HEC Paris l'École 42 et Paris-Saclay s'associent et créent un programme qui transforme vos projets en start-up en seulement 9 semaines. Nous sommes partis à la rencontre de Julien Lévy, directeur du Centre Digital d'HEC, pour en savoir plus sur cette formation basée sur la pédagogie par projet, appelée "learning by doing".
Julien Lévy, directeur du centre digital d'HEC Paris
HEC Paris, l’École 42 et Paris-Saclay, trois écoles réunies autour d’un programme d’entrepreneuriat digital : pourquoi cette association ?
HEC travaille depuis l’origine avec 42. Je connais Nicolas Sadirac et Kwame Yamgnane, qui ont fondé 42, de l’époque où ils dirigeaient Epitech. J’intégrais déjà leurs étudiants dans certains programmes d’e-business d’HEC afin de faire des équipes mixtes managers / développeurs. J’ai toujours un très bon partenariat avec Epitech, dont les étudiants sont excellents, mais j’ai été enthousiasmé par le projet 42.
Dès la première année, nous avons intégré des étudiants de 42 qui nous ont étonnés par leur diversité et leur talent. Nous avons été plus loin en signant un partenariat institutionnel entre les deux écoles sur l’entrepreneuriat digital. L’idée est simple : mêler des managers, des développeurs et des designers pour constituer des équipes mixtes, au sein d’une pédagogie par projet (learning by doing). Chacune de ces compétences est complémentaire des autres et la confrontation des cultures est très stimulante. C’est ainsi qu’est né le programme Digital Entrepreneur – qui se déroule à 42 sur une pédagogie proposée par HEC. Bien que HEC soit membre de Paris Saclay, c’est une entreprise spécialisée dans l’hébergement et l’accompagnement de start-up, Creative Valley, avec qui nous travaillons, qui lui a fait connaître cette initiative. Paris Saclay nous a manifesté son intérêt pour être partie prenante. Nous avons donc intégré dans cette première édition 20 étudiants issus des écoles d’ingénieur de Paris Saclay.
Pour avoir décidé de lancer un programme sur cette thématique, quels constats avez-vous faits ?
La génération actuelle a une chance exceptionnelle : il est possible de créer une entreprise sans expérience et sans argent !
L’écosystème actuel est bien différent d’il y a plus de vingt ans, quand je suis sorti d’HEC. Le constat est qu’on assiste à la multiplication des sources de financement et à la concurrence entre de nombreux accélérateurs : la ressource rare aujourd’hui, ce sont des talents avec de bons projets. Il se trouve qu’HEC et 42 disposent de ces talents, ce sont nos étudiants, et que notre rôle est de les aider à développer de bons projets.

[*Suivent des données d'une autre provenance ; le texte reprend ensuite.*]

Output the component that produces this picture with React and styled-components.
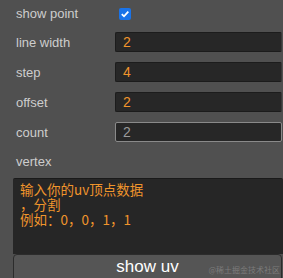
import React from 'react'
import styled, { createGlobalStyle } from 'styled-components'

const Global = createGlobalStyle`
    html, body {
        margin:0;
        padding:0;
        background:#505050;
    }
    body {
        font-family:"Liberation Sans", Arial, sans-serif;
    }
`

const Panel = styled.div`
    width:283px;
    height:278px;
    position:relative;
    overflow:hidden;
    background:#505050;
    display:flex;
    flex-direction:column;
`

const Row = styled.div`
    height:${props => props.h}px;
    display:flex;
    align-items:center;
    padding-right:1px;
    flex-shrink:0;
`

const Label = styled.span`
    width:99px;
    padding-left:16px;
    font-size:13px;
    color:#cdcdcd;
    flex-shrink:0;
`

const Check = styled.span`
    width:12px;
    height:12px;
    margin-left:4px;
    border-radius:2px;
    background:#1a73e8;
    display:flex;
    align-items:center;
    justify-content:center;
`

const NumInput = styled.input`
    flex:1;
    min-width:0;
    height:20px;
    box-sizing:border-box;
    padding:0 7px;
    border-radius:2px;
    background:#272727;
    border:1px solid ${props => props.disabled ? '#8a8a8a' : '#1c1c1c'};
    border-right-color:${props => props.disabled ? '#8a8a8a' : '#3a3a3a'};
    color:${props => props.disabled ? '#9a9a9a' : '#f0952c'};
    font-family:"Liberation Sans", Arial, sans-serif;
    font-size:14px;
    outline:none;
    :disabled{
        opacity:1;
    }
`

const Area = styled.textarea`
    margin:2px 0 0 13px;
    width:270px;
    height:76px;
    flex-shrink:0;
    box-sizing:border-box;
    resize:none;
    overflow:hidden;
    padding:3px 7px;
    background:#262626;
    border:none;
    border-top:1px solid #1a1a1a;
    border-radius:2px 2px 0 0;
    color:#f0952c;
    font-family:"Noto Sans CJK SC", "Liberation Mono", monospace;
    font-size:13.5px;
    line-height:15px;
    outline:none;
`

const ShowButton = styled.button`
    margin:0 0 0 13px;
    width:269px;
    height:28px;
    flex-shrink:0;
    box-sizing:border-box;
    background:#555555;
    border:1px solid #2c2c2c;
    border-radius:4px;
    color:#ffffff;
    font-family:"Liberation Sans", Arial, sans-serif;
    font-size:17px;
    padding:0 0 2px;
`

const Mark = styled.span`
    position:absolute;
    right:3px;
    bottom:3px;
    font-size:8px;
    color:rgba(200,200,200,0.35);
    font-family:"Noto Sans CJK SC", sans-serif;
`

const fields = [
    { label: 'line width', value: '2' },
    { label: 'step', value: '4' },
    { label: 'offset', value: '2' },
    { label: 'count', value: '2', disabled: true },
]

const App = () => {
    return (
        <Panel>
            <Global />
            <Row h={27}>
                <Label>show point</Label>
                <Check>
                    <svg width="10" height="10" viewBox="0 0 10 10">
                        <path d="M1.8 5.2 L4 7.3 L8.3 2.6" stroke="#fff" strokeWidth="1.8" fill="none" />
                    </svg>
                </Check>
            </Row>
            {fields.map(f => (
                <Row h={30} key={f.label}>
                    <Label>{f.label}</Label>
                    <NumInput defaultValue={f.value} disabled={f.disabled} />
                </Row>
            ))}
            <Row h={29}>
                <Label>vertex</Label>
            </Row>
            <Area defaultValue={'输入你的uv顶点数据\n，分割\n例如：0，0，1，1'} />
            <ShowButton>show uv</ShowButton>
            <Mark>@稀土掘金技术社区</Mark>
        </Panel>
    )
}

export default App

Même si les entreprises Internet sont surévaluées aujourd’hui et qu’une bulle peut éclater comme dans le passé, l’économie digitale existe, et les financements et les accélérateurs seront toujours là pour des projets intelligents. Ils seront simplement plus exigeants, et ça nous va !
Quelles sont les conditions à remplir pour participer à l’aventure ? Faut-il nécessairement être étudiant dans l'une des trois écoles ?
Digital Entrepreneur n’est pas un programme de formation à l’entrepreneuriat … C’est un programme conçu pour lancer des start-ups. Les participants sont sélectionnés par un jury professionnel composé de capital-risqueurs, de représentants d’accélérateurs et de professeurs, sur la base de leur projet et de la composition de leur équipe.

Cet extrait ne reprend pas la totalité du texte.